Although he spent so much of his life in the academic environment, Dodgson’s real passions were always artistic. He loved the theatre and the company of ‘theatricals’. He loved artists and their work. He courted the bohemian life in a way that sometimes compromised the required dignity of his position as an Oxford don. His scholastic career was only a stop-gap to other more exciting attainments that he wanted hungrily. In 1856 he took up photography and very soon became an acknowledged master of the art, making portraits of some of the greatest celebrities of his day. His passionate admiration of the naked human form, and his desire to celebrate this in his work was one of several aspects of his life that brought him into conflict with the ‘decent’ middle class morality of his day.

In 1861 he became a deacon of the Anglican church, but, despite his religious background, and in direct defiance of the laws of his college, he refused to become a priest. The reason for this is one of the several enigmas that still surround his life.

At the time that he was supposed to take his vows, he was in a turmoil of sexual guilt, resulting, it would appear, from a tormenting love affair, although evidence is fragmentary since his family destroyed the relevant portions of his diaries. Whether this guilt was behind his decision to abandon the priesthood we simply do not know, although the extant evidence suggests a connection.

Dodgson was writing from his earliest youth. First for family magazines, then as he matured, his poetry and short stories began appearing in various magazines like The Comic Times and The Train. Most of his output was funny, sometimes very sharply satirical. He specialised in a kind of anarchic mockery of hypocrisy and authority, which has its most famous example in his ‘Alice’ books.

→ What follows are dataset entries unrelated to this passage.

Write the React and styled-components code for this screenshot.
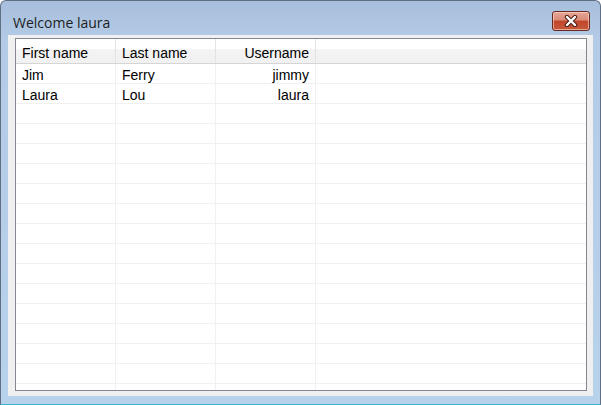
import React from "react";
import styled, { createGlobalStyle } from "styled-components";

const Global = createGlobalStyle`
  html, body { margin: 0; padding: 0; background: #ffffff; }
  * { box-sizing: border-box; }
`;

const Window = styled.div`
  width: 601px;
  height: 405px;
  border: 1px solid #5f6f84;
  border-bottom-color: #3fb0d0;
  border-radius: 6px 6px 0 0;
  background: linear-gradient(to bottom, #a7bfdc 0px, #b3cbe6 40px, #b9d2ec 100%);
  display: flex;
  flex-direction: column;
  padding: 0 7px 8px 7px;
  overflow: hidden;
`;

const TitleBar = styled.div`
  height: 34px;
  display: flex;
  align-items: flex-start;
  justify-content: space-between;
  padding: 0 3px 0 5px;
`;

const Title = styled.span`
  font-family: "Open Sans", "Noto Sans", sans-serif;
  font-size: 14px;
  line-height: 19px;
  color: #1e1e1e;
  margin-top: 12px;
`;

const CloseButton = styled.div`
  width: 38px;
  height: 20px;
  margin-top: 10px;
  border: 1px solid #6b2a20;
  border-radius: 3px;
  background: linear-gradient(to bottom, #e8a796 0%, #d98a76 45%, #c0452b 50%, #c75a3c 100%);
  box-shadow: inset 0 0 0 1px rgba(255, 220, 210, 0.6);
  display: flex;
  align-items: center;
  justify-content: center;
`;

const Client = styled.div`
  flex: 1;
  background: #f0f0f0;
  padding: 3px 6px 5px 7px;
  display: flex;
  min-height: 0;
`;

const Table = styled.div`
  flex: 1;
  border: 1px solid #828790;
  background: #ffffff;
  overflow: hidden;
  font-family: "Liberation Sans", Arial, sans-serif;
  font-size: 14px;
  color: #000000;
`;

const Row = styled.div`
  display: grid;
  grid-template-columns: 100px 100px 100px 1fr;
  height: ${(p) => (p.$header ? "25px" : "20px")};
  background: ${(p) =>
    p.$header ? "linear-gradient(to bottom, #ffffff 0%, #ffffff 40%, #f3f3f3 45%, #f1f1f1 100%)" : "#ffffff"};
  border-bottom: 1px solid ${(p) => (p.$header ? "#d5d5d5" : "#f0f0f0")};
`;

const Cell = styled.div`
  display: flex;
  align-items: center;
  justify-content: ${(p) => (p.$right ? "flex-end" : "flex-start")};
  padding-top: ${(p) => (p.$header ? "4px" : "3px")};
  padding-left: ${(p) => (p.$right ? "0" : "6px")};
  padding-right: ${(p) => (p.$right ? "6px" : "0")};
  border-right: ${(p) => (p.$last ? "none" : `1px solid ${p.$header ? "#e3e3e3" : "#f0f0f0"}`)};
  white-space: nowrap;
  overflow: hidden;
`;

const CloseIcon = () => (
  <svg width="16" height="12" viewBox="0 0 16 12">
    <path
      d="M4 2 L12 10 M12 2 L4 10"
      stroke="#4a1d18"
      strokeWidth="4.4"
      strokeLinecap="round"
      fill="none"
    />
    <path
      d="M4 2 L12 10 M12 2 L4 10"
      stroke="#ffffff"
      strokeWidth="2.4"
      strokeLinecap="round"
      fill="none"
    />
  </svg>
);

const columns = [
  { key: "first", label: "First name" },
  { key: "last", label: "Last name" },
  { key: "user", label: "Username", right: true },
];

const data = [
  { first: "Jim", last: "Ferry", user: "jimmy" },
  { first: "Laura", last: "Lou", user: "laura" },
];

const TOTAL_ROWS = 17;

export default function App() {
  const rows = [...data];
  while (rows.length < TOTAL_ROWS) rows.push(null);
  return (
    <>
      <Global />
      <Window>
        <TitleBar>
          <Title>Welcome laura</Title>
          <CloseButton>
            <CloseIcon />
          </CloseButton>
        </TitleBar>
        <Client>
          <Table>
            <Row $header>
              {columns.map((c) => (
                <Cell key={c.key} $header $right={c.right}>
                  {c.label}
                </Cell>
              ))}
              <Cell $header $last />
            </Row>
            {rows.map((r, i) => (
              <Row key={i}>
                {columns.map((c) => (
                  <Cell key={c.key} $right={c.right}>
                    {r ? r[c.key] : ""}
                  </Cell>
                ))}
                <Cell $last />
              </Row>
            ))}
          </Table>
        </Client>
      </Window>
    </>
  );
}
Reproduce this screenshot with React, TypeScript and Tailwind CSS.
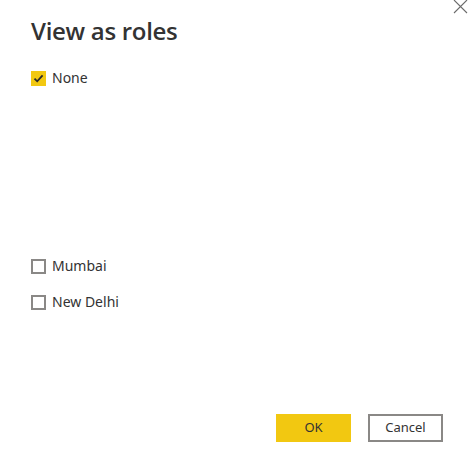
import React, { useState } from "react";

type Role = { name: string; checked: boolean };

const font = { fontFamily: '"Segoe UI", "Noto Sans", "Open Sans", sans-serif' };

function Check({ checked }: { checked: boolean }) {
  if (checked) {
    return (
      <span className="flex h-[15px] w-[15px] items-center justify-center bg-[#f2c811]">
        <svg width="11" height="11" viewBox="0 0 11 11" fill="none">
          <path d="M1.5 5.6 L4.2 8.3 L9.6 2.3" stroke="#2b2b2b" strokeWidth="1.8" />
        </svg>
      </span>
    );
  }
  return <span className="h-[15px] w-[15px] border-2 border-[#8a8886] bg-white" />;
}

function RoleRow({ role, onToggle }: { role: Role; onToggle: () => void }) {
  return (
    <label className="flex cursor-pointer items-center gap-[6px]" onClick={onToggle}>
      <Check checked={role.checked} />
      <span className="text-[14px] leading-[20px] text-[#333]">{role.name}</span>
    </label>
  );
}

export default function App() {
  const [none, setNone] = useState(true);
  const [roles, setRoles] = useState<Role[]>([
    { name: "Mumbai", checked: false },
    { name: "New Delhi", checked: false },
  ]);

  return (
    <div className="relative h-[467px] w-[475px] bg-white" style={font}>
      <button className="absolute right-[7px] top-[-1px] text-[#666]" aria-label="Close">
        <svg width="15" height="15" viewBox="0 0 15 15">
          <path d="M1 1 L14 14 M14 1 L1 14" stroke="#6b6b6b" strokeWidth="1.1" />
        </svg>
      </button>

      <div className="flex h-full flex-col pl-[31px] pr-[32px]">
        <h1
          className="mt-[14px] text-[24px] font-semibold leading-[34px] text-[#333]"
          style={{ fontFamily: '"Open Sans", "Noto Sans", sans-serif', letterSpacing: "-0.3px" }}
        >
          View as roles
        </h1>

        <div className="mt-[20px]">
          <RoleRow role={{ name: "None", checked: none }} onToggle={() => setNone(!none)} />
        </div>

        <div className="mt-[168px] flex flex-col gap-[16px]">
          {roles.map((r, i) => (
            <RoleRow
              key={r.name}
              role={r}
              onToggle={() =>
                setRoles(roles.map((x, j) => (j === i ? { ...x, checked: !x.checked } : x)))
              }
            />
          ))}
        </div>

        <div className="mt-auto mb-[25px] flex justify-end gap-[17px]">
          <button className="h-[28px] w-[75px] bg-[#f2c811] text-[13px] text-[#333]">OK</button>
          <button className="h-[28px] w-[75px] border-2 border-[#8a8886] bg-white text-[13px] text-[#333]">
            Cancel
          </button>
        </div>
      </div>
    </div>
  );
}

In the same year that he became a photographer he published his first piece of work under the name that would make him famous. A very predictable little romantic poem called ‘Solitude’ appeared in the The Train under the authorship of ‘Lewis Carroll’.

Also in the same year, a new Dean arrived at Christ Church, Henry Liddell, bringing with him a young wife and children, all of whom would figure largely and sometimes rather mysteriously, in Dodgson’s life over the following years.

He became close friends with the mother and the children, particularly the three sisters – Ina, Alice and Edith. It seems there became something of a tradition of his taking the girls out on the river for picnics at Godstow or Nuneham.

It was on one such expedition, in 1862, that Dodgson invented the outline of the story that eventually became his first and largest commercial success – the first ‘Alice’ book.

Having told the story and been begged by Alice Liddell to write it down, Dodgson was evidently struck by its potential to ‘sell well’. He took the MS to Macmillan, the publisher, who liked it immediately.

‘Alice’s Adventures in Wonderland’ was published in 1865, under the pen-name Dodgson had first used some nine years earlier – Lewis Carroll.

With the launch and immediately phenomenal success of ‘Alice’, the story of the author’s life becomes effectively divided in two: the continuing story of Dodgson’s real life and the evolving myth surrounding ‘Lewis Carroll’.

Throughout his growing wealth and fame, Dodgson continued to teach at Christ Church until 1881, and he remained in residence there until his death. He published ‘Through the Looking-Glass and What Alice Found There’ in 1872, and his last novel, ‘Sylvie and Bruno’, in two volumes in 1889 and 1893. He also published many mathematical papers under his own name and toured Russia and Europe in an extended visit in 1867.

He never married, though there is evidence of at least one traumatic sexual relationship during the 1860s. In later years he enjoyed increasingly open and intimate friendships with numbers of women, married and single. He died suddenly of violent pneumonia on January 14 1898.